Congress agreed for the third time Wednesday to increase the borrowing power of the federal flood insurance agency, which is running out of money as it tries to meet unprecedented claims from Katrina and other hurricanes last year.

The House separately moved to replenish funds for the Small Business Administration's disaster loan program, which is also going broke as it responds to applications from Gulf Coast homeowners and businesses. A vote on that legislation, which redirects $712 million in FEMA money to the loan disaster program, was expected later in the day.

In a voice vote, the House approved a measure to increase from $18.5 billion to $21.2 billion the amount the National Flood Insurance Program can borrow from the Treasury. The Senate passed the bill last week.

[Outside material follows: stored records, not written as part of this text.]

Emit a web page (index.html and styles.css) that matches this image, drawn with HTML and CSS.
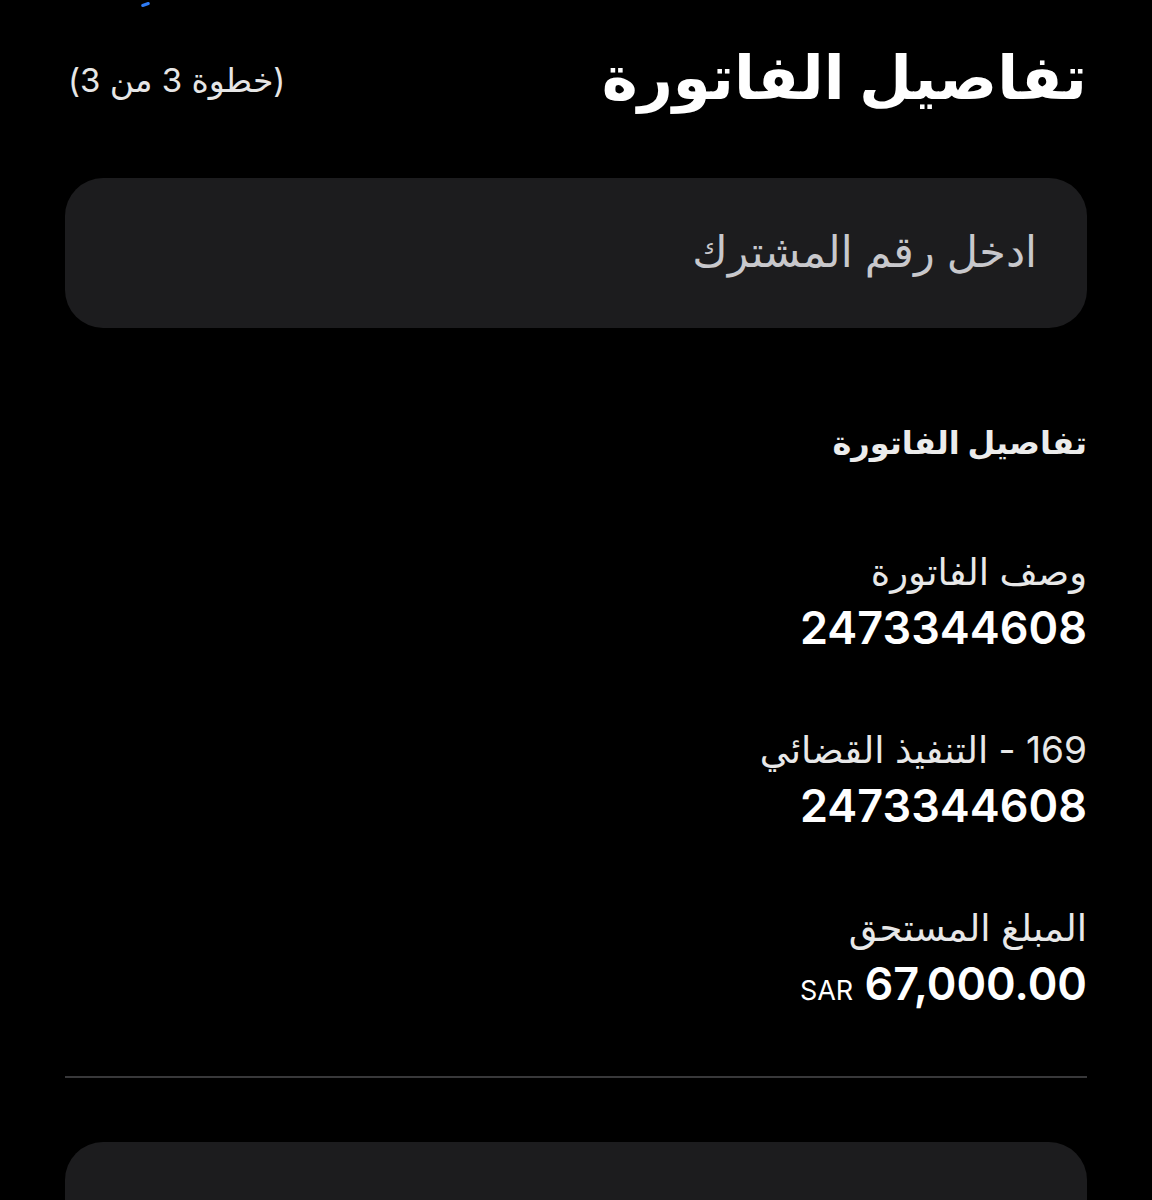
FILE: index.html
```html
<!DOCTYPE html>
<html lang="ar" dir="rtl">
<head>
<meta charset="utf-8">
<title>تفاصيل الفاتورة</title>
<link rel="stylesheet" href="styles.css">
</head>
<body>
<div class="page">
  <div class="topbar"><span class="back-mark"></span></div>
  <header class="header">
    <h1 class="title">تفاصيل الفاتورة</h1>
    <span class="step">(خطوة 3 من 3)</span>
  </header>
  <div class="input"><span class="placeholder">ادخل رقم المشترك</span></div>
  <h2 class="section">تفاصيل الفاتورة</h2>
  <div class="list">
    <div class="item">
      <div class="label">وصف الفاتورة</div>
      <div class="value">2473344608</div>
    </div>
    <div class="item">
      <div class="label">169 - التنفيذ القضائي</div>
      <div class="value">2473344608</div>
    </div>
    <div class="item">
      <div class="label">المبلغ المستحق</div>
      <div class="value"><span class="amount">67,000.00</span> <span class="cur">SAR</span></div>
    </div>
  </div>
  <div class="divider"></div>
  <div class="box"></div>
</div>
</body>
</html>
```
FILE: styles.css
```css
html, body {
  margin: 0;
  padding: 0;
  background: #000;
  height: 1200px;
  overflow: hidden;
}
body {
  font-family: Inter, "DejaVu Sans", sans-serif;
  color: #fff;
}
.page {
  padding: 0 65px;
}
.topbar {
  height: 12px;
  display: flex;
  justify-content: flex-end;
  padding-left: 76px;
}
.back-mark {
  width: 9px;
  height: 3px;
  margin-top: 3px;
  background: #2f7cf6;
  border-radius: 2px;
  transform: rotate(-20deg);
}
.header {
  height: 130px;
  display: flex;
  align-items: center;
  justify-content: space-between;
}
.title {
  margin: 0;
  font-size: 61px;
  font-weight: 700;
  line-height: 1;
  color: #fff;
}
.step {
  font-size: 33px;
  color: #e6e6e6;
  padding-left: 3px;
  margin-top: 6px;
}
.input {
  margin-top: 36px;
  height: 150px;
  background: #1c1c1e;
  border-radius: 38px;
  display: flex;
  align-items: center;
  padding: 0 50px;
}
.placeholder {
  font-size: 43px;
  color: #c8c8cc;
  margin-top: -4px;
}
.section {
  margin: 85px 0 0;
  font-size: 32px;
  font-weight: 700;
  line-height: 60px;
  height: 60px;
  color: #ececec;
}
.list {
  margin-top: 71px;
}
.item {
  margin-bottom: 66px;
}
.item:last-child {
  margin-bottom: 0;
}
.label {
  font-size: 37px;
  line-height: 56px;
  height: 56px;
  color: #e8e8e8;
}
.value {
  font-size: 45px;
  font-weight: 600;
  line-height: 56px;
  height: 56px;
  color: #fff;
}
.cur {
  font-size: 27px;
  font-weight: 400;
  line-height: 1;
}
.divider {
  margin-top: 64px;
  height: 2px;
  background: #38383a;
}
.box {
  margin-top: 64px;
  height: 200px;
  background: #1c1c1e;
  border-radius: 38px;
}
```
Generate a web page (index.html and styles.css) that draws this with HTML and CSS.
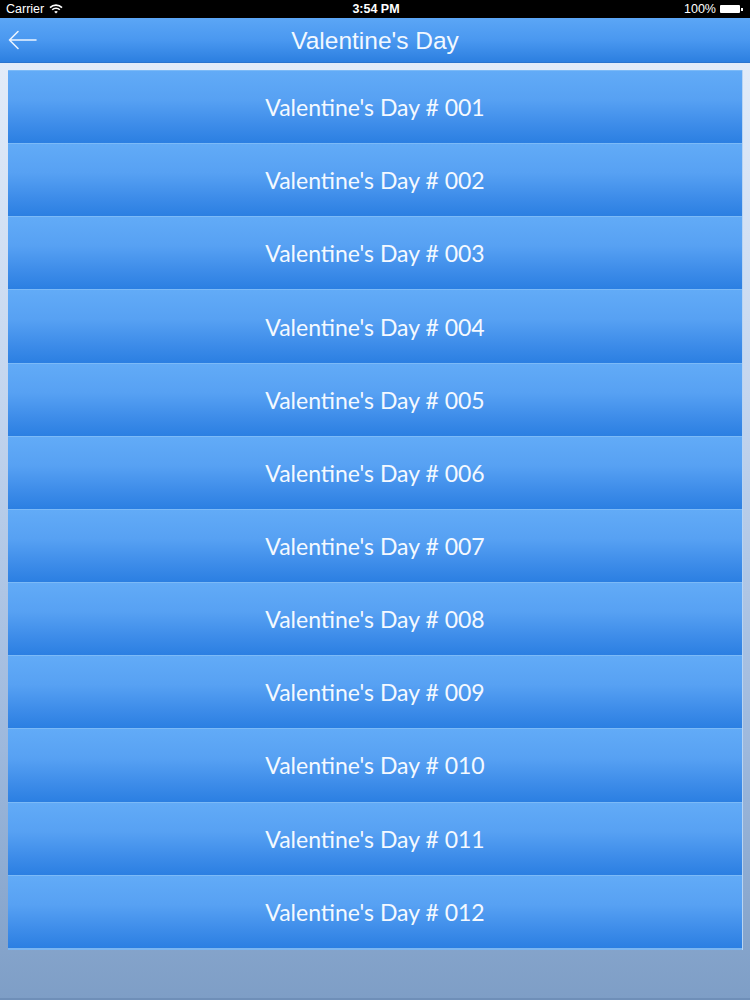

In response to the worst flood disaster in the nation's history, Congress raised agency's borrowing authority from $1.5 billion to $3.5 billion last September, and then to $18.5 billion in November as the NFIP, a part of the Federal Emergency Management Agency, came up short of funds.

The previous record of payouts from a flood disaster was $1.4 billion in 2004 from Hurricane Ivan.

Several lawmakers said they would oppose putting more money into the agency without a legislative overhaul of the system to prevent people from rebuilding on property that suffers repeated flood damage.

"It does not comply with our duties to the taxpayers and the environment," said Rep. Barney Frank, D-Mass., "to simply put more money into the program without further reform."